Repeat exactly, and only, the lines from the one that contains "Give me the" to the one that contains "329, 363, 395];", both ends included. Omit every picture.
#### Input data ####
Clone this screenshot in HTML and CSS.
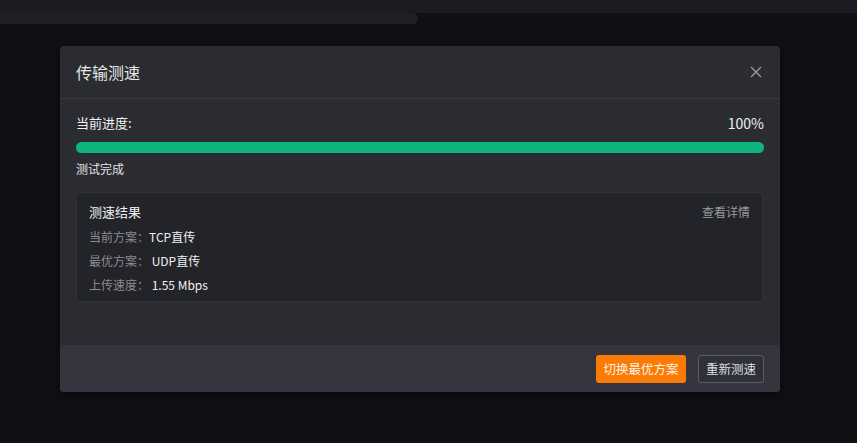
####
#### Input data ####
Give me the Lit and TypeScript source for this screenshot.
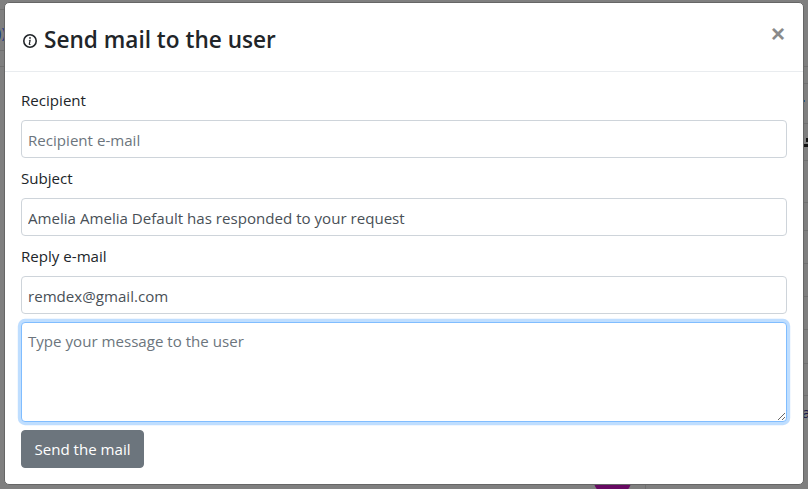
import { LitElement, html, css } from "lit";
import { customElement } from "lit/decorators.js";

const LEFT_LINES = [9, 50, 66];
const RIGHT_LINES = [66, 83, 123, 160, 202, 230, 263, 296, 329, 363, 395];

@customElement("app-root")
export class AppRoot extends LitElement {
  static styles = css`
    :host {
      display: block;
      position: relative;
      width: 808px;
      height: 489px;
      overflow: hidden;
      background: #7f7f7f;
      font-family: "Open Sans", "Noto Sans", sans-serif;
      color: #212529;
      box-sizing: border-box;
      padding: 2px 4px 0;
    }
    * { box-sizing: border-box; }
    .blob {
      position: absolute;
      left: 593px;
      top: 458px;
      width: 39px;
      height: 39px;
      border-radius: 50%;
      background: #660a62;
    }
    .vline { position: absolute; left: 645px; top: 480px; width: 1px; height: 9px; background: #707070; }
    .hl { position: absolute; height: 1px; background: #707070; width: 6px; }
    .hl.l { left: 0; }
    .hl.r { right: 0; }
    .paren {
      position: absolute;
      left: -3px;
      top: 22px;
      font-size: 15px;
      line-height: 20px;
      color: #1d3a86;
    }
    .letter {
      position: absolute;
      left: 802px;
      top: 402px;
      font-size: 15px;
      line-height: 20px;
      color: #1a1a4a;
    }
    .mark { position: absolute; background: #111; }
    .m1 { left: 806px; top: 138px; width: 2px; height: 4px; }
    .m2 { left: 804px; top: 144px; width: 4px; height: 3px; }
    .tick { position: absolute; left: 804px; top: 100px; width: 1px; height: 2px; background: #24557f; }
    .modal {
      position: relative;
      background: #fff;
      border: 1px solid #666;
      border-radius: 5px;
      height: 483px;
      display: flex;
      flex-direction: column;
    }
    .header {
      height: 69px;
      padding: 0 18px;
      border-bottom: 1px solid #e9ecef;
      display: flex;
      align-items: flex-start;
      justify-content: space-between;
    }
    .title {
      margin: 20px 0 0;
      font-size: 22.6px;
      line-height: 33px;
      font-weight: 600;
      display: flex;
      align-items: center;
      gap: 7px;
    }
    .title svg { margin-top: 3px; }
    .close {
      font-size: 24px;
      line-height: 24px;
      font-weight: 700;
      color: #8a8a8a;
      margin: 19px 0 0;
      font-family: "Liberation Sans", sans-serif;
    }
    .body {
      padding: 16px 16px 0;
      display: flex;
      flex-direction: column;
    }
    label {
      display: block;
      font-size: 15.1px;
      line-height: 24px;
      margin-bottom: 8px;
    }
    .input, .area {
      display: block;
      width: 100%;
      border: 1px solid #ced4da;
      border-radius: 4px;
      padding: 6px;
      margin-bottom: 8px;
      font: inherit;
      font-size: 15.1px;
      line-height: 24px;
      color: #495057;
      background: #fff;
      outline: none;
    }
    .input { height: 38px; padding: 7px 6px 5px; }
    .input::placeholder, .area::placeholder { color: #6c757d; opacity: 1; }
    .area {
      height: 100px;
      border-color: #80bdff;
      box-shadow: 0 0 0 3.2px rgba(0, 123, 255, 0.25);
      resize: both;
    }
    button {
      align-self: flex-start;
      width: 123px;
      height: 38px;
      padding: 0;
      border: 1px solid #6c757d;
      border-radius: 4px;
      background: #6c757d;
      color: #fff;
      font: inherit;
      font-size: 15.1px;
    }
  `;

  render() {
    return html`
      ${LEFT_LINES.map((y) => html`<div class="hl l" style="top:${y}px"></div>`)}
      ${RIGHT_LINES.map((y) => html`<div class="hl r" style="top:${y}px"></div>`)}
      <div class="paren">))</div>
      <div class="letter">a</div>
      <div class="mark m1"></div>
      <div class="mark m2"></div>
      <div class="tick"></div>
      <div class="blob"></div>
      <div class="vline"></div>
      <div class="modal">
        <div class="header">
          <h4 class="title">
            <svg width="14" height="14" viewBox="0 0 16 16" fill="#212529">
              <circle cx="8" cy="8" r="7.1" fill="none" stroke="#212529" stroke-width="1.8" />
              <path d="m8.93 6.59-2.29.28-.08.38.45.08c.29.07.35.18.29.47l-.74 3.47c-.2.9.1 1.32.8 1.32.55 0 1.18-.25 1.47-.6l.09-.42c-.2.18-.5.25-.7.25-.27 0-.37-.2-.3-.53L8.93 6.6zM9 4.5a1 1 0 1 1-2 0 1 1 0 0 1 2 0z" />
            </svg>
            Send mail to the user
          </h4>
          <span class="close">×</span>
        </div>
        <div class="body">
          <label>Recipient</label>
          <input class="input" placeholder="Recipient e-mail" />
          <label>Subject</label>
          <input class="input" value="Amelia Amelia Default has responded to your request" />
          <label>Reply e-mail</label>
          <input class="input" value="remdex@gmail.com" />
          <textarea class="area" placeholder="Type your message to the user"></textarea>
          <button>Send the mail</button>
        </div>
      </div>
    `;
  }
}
####
#### Input data ####
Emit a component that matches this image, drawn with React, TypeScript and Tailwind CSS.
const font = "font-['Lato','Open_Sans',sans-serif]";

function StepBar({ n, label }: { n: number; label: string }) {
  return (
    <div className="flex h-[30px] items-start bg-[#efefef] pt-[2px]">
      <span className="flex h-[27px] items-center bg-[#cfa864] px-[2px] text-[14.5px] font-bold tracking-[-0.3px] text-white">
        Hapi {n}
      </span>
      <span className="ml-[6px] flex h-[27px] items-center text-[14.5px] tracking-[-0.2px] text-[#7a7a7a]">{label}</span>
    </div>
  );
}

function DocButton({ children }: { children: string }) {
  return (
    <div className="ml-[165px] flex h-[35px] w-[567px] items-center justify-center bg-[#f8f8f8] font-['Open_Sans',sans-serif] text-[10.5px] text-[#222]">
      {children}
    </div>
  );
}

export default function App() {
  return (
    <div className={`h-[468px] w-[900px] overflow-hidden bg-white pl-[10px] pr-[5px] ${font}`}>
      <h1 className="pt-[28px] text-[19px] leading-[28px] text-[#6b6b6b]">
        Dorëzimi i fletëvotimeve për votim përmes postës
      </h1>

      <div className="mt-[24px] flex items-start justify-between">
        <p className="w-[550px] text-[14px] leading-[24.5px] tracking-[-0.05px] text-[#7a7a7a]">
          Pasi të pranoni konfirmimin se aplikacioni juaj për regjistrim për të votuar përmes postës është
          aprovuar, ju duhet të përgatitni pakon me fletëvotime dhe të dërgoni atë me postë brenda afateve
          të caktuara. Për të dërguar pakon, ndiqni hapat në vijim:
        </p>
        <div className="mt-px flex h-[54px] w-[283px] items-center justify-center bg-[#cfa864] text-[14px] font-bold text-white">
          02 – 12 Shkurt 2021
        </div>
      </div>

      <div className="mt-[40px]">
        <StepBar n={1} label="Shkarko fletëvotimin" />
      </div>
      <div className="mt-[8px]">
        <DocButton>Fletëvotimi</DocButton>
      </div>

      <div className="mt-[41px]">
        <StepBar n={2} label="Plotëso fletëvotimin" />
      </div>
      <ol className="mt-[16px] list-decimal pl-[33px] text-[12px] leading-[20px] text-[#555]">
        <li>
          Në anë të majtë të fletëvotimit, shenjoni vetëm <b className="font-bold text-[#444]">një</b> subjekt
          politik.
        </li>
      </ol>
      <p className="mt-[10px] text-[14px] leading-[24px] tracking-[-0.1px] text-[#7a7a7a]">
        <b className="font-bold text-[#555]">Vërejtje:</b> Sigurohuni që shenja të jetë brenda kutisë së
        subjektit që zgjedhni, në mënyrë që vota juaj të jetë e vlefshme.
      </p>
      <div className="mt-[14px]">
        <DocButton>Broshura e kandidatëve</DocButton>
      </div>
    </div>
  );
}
####
• _Task solution_
Give me the Lit and TypeScript source for this screenshot.
import { LitElement, html, css } from "lit";
import { customElement } from "lit/decorators.js";

const LEFT_LINES = [9, 50, 66];
const RIGHT_LINES = [66, 83, 123, 160, 202, 230, 263, 296, 329, 363, 395];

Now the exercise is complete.